Single by Fats Domino

from the album This is Fats
- B-side: "It's You I Love"
- Released: April 1957
- Recorded: March 7, 1957
- Genre: New Orleans R&B
- Length: 1:56
- Label: Imperial
- Songwriters: Fats Domino; Dave Bartholomew;

Fats Domino singles chronology
| "I'm Walkin'" (1957) | "Valley of Tears" (1957) | "When I See You" (1957) |

= Valley of Tears (song) =

"Valley of Tears" is a song written by Fats Domino and Dave Bartholomew and performed by Fats Domino.
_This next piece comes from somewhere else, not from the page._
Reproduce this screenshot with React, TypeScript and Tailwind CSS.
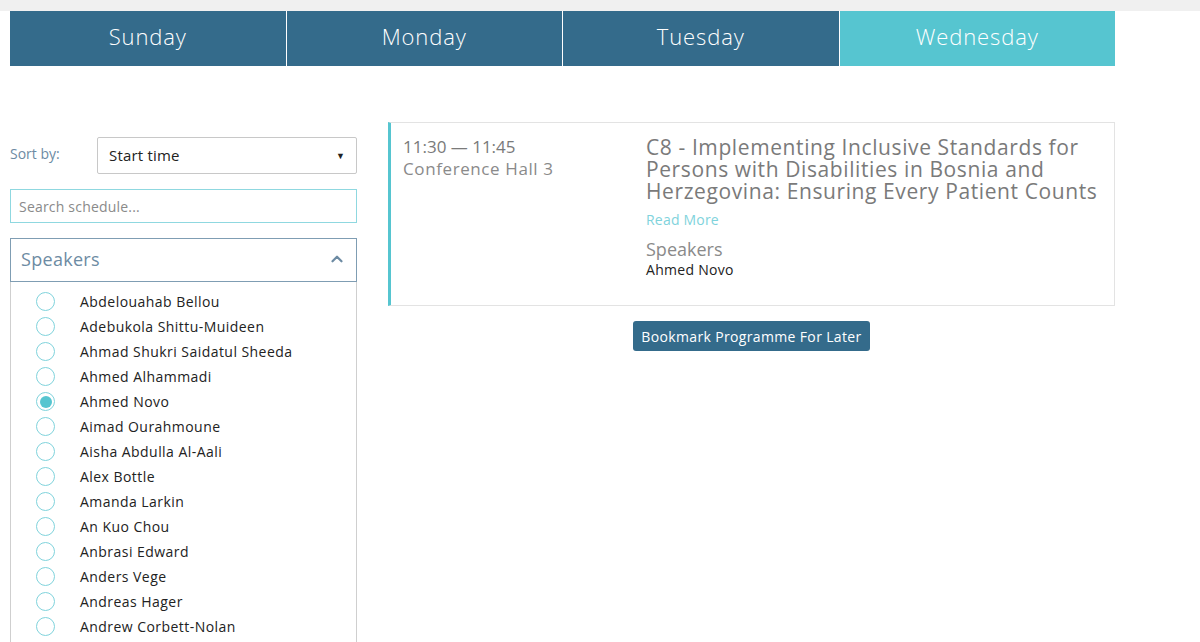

In April 1957, it was released as single by Imperial Records and reached No. 2 on Billboard's R&B chart and No. 8 on its broader Hot 100. The single's B-side, "It's You I Love", reached No. 6 on the Hot 100 in 1957. Both songs are included on his 1957 album This is Fats.
==Versions of the Song by Other Artists==
Roots Reggae chanter Bim Sherman recorded two versions of the song, the first released in 1975, backed by Soul Syndicate at Channel One Studios featuring Earl Chinna Smith and most likely mixed by either King Tubby or Pat Kelly, the second version, released in 1990 on his own Century label.

Buddy Holly cut a version of the tune in 1957, released on his debut album in 1958.

Brook Benton released his take on the song in 1962 on his album Brook Benton Singing The Blues.